> _DATA BLOCK_:
>> Begin

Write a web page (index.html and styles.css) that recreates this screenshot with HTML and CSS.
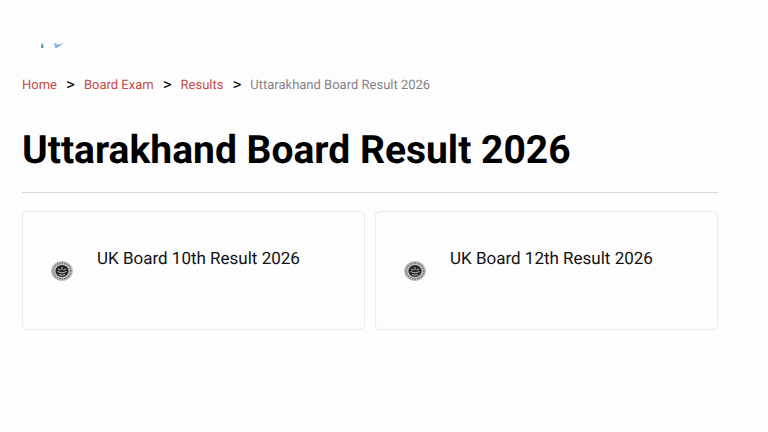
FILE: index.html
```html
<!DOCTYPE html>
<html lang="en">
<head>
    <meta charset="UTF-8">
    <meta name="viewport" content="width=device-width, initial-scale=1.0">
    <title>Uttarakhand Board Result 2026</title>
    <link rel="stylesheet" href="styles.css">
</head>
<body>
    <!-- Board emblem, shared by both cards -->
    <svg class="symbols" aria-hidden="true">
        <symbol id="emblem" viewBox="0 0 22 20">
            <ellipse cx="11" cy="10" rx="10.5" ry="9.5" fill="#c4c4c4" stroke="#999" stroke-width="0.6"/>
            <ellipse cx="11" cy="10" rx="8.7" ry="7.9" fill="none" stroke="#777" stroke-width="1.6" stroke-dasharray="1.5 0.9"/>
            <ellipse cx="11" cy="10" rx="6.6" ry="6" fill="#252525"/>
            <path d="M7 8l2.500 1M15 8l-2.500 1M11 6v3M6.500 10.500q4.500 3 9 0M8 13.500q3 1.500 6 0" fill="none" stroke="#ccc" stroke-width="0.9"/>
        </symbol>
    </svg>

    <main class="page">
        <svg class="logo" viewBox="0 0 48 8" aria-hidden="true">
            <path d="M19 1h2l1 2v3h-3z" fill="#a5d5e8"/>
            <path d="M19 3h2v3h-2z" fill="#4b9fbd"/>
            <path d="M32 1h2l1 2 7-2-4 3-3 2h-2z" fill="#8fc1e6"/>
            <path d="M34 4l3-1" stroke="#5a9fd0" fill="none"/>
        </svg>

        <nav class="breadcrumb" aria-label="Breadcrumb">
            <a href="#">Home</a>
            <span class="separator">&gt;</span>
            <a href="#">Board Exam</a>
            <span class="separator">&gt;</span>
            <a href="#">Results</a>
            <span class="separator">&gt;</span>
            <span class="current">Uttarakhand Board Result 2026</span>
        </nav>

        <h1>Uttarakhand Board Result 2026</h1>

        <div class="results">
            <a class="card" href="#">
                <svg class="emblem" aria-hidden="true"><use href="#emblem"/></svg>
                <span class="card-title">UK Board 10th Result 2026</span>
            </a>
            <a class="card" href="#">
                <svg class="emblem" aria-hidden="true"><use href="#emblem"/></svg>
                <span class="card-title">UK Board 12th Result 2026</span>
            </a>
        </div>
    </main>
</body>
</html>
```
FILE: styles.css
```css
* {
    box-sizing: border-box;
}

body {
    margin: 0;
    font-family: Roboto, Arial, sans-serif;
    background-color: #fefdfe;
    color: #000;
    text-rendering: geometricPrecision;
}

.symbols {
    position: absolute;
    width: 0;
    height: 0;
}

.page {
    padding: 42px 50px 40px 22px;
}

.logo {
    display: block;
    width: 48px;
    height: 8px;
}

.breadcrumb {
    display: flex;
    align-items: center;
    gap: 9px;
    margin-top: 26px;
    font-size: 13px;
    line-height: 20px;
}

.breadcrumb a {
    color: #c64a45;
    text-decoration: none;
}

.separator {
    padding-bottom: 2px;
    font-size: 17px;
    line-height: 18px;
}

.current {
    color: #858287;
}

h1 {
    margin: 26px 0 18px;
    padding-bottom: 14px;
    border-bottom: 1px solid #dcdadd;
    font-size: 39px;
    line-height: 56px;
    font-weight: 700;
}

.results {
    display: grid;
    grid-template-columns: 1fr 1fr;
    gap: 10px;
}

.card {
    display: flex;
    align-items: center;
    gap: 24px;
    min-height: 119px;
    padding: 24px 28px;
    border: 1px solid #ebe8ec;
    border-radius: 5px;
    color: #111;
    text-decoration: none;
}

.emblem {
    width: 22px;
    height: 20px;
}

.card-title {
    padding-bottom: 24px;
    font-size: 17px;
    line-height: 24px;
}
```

>> End

> _GOAL_: Give the material again exactly as it is, but keep the pictures out.

> _OUTPUT BELOW_:
Write a web page (index.html and styles.css) that recreates this screenshot with HTML and CSS.
FILE: index.html
```html
<!DOCTYPE html>
<html lang="en">
<head>
    <meta charset="UTF-8">
    <meta name="viewport" content="width=device-width, initial-scale=1.0">
    <title>Uttarakhand Board Result 2026</title>
    <link rel="stylesheet" href="styles.css">
</head>
<body>
    <!-- Board emblem, shared by both cards -->
    <svg class="symbols" aria-hidden="true">
        <symbol id="emblem" viewBox="0 0 22 20">
            <ellipse cx="11" cy="10" rx="10.5" ry="9.5" fill="#c4c4c4" stroke="#999" stroke-width="0.6"/>
            <ellipse cx="11" cy="10" rx="8.7" ry="7.9" fill="none" stroke="#777" stroke-width="1.6" stroke-dasharray="1.5 0.9"/>
            <ellipse cx="11" cy="10" rx="6.6" ry="6" fill="#252525"/>
            <path d="M7 8l2.500 1M15 8l-2.500 1M11 6v3M6.500 10.500q4.500 3 9 0M8 13.500q3 1.500 6 0" fill="none" stroke="#ccc" stroke-width="0.9"/>
        </symbol>
    </svg>

    <main class="page">
        <svg class="logo" viewBox="0 0 48 8" aria-hidden="true">
            <path d="M19 1h2l1 2v3h-3z" fill="#a5d5e8"/>
            <path d="M19 3h2v3h-2z" fill="#4b9fbd"/>
            <path d="M32 1h2l1 2 7-2-4 3-3 2h-2z" fill="#8fc1e6"/>
            <path d="M34 4l3-1" stroke="#5a9fd0" fill="none"/>
        </svg>

        <nav class="breadcrumb" aria-label="Breadcrumb">
            <a href="#">Home</a>
            <span class="separator">&gt;</span>
            <a href="#">Board Exam</a>
            <span class="separator">&gt;</span>
            <a href="#">Results</a>
            <span class="separator">&gt;</span>
            <span class="current">Uttarakhand Board Result 2026</span>
        </nav>

        <h1>Uttarakhand Board Result 2026</h1>

        <div class="results">
            <a class="card" href="#">
                <svg class="emblem" aria-hidden="true"><use href="#emblem"/></svg>
                <span class="card-title">UK Board 10th Result 2026</span>
            </a>
            <a class="card" href="#">
                <svg class="emblem" aria-hidden="true"><use href="#emblem"/></svg>
                <span class="card-title">UK Board 12th Result 2026</span>
            </a>
        </div>
    </main>
</body>
</html>
```
FILE: styles.css
```css
* {
    box-sizing: border-box;
}

body {
    margin: 0;
    font-family: Roboto, Arial, sans-serif;
    background-color: #fefdfe;
    color: #000;
    text-rendering: geometricPrecision;
}

.symbols {
    position: absolute;
    width: 0;
    height: 0;
}

.page {
    padding: 42px 50px 40px 22px;
}

.logo {
    display: block;
    width: 48px;
    height: 8px;
}

.breadcrumb {
    display: flex;
    align-items: center;
    gap: 9px;
    margin-top: 26px;
    font-size: 13px;
    line-height: 20px;
}

.breadcrumb a {
    color: #c64a45;
    text-decoration: none;
}

.separator {
    padding-bottom: 2px;
    font-size: 17px;
    line-height: 18px;
}

.current {
    color: #858287;
}

h1 {
    margin: 26px 0 18px;
    padding-bottom: 14px;
    border-bottom: 1px solid #dcdadd;
    font-size: 39px;
    line-height: 56px;
    font-weight: 700;
}

.results {
    display: grid;
    grid-template-columns: 1fr 1fr;
    gap: 10px;
}

.card {
    display: flex;
    align-items: center;
    gap: 24px;
    min-height: 119px;
    padding: 24px 28px;
    border: 1px solid #ebe8ec;
    border-radius: 5px;
    color: #111;
    text-decoration: none;
}

.emblem {
    width: 22px;
    height: 20px;
}

.card-title {
    padding-bottom: 24px;
    font-size: 17px;
    line-height: 24px;
}
```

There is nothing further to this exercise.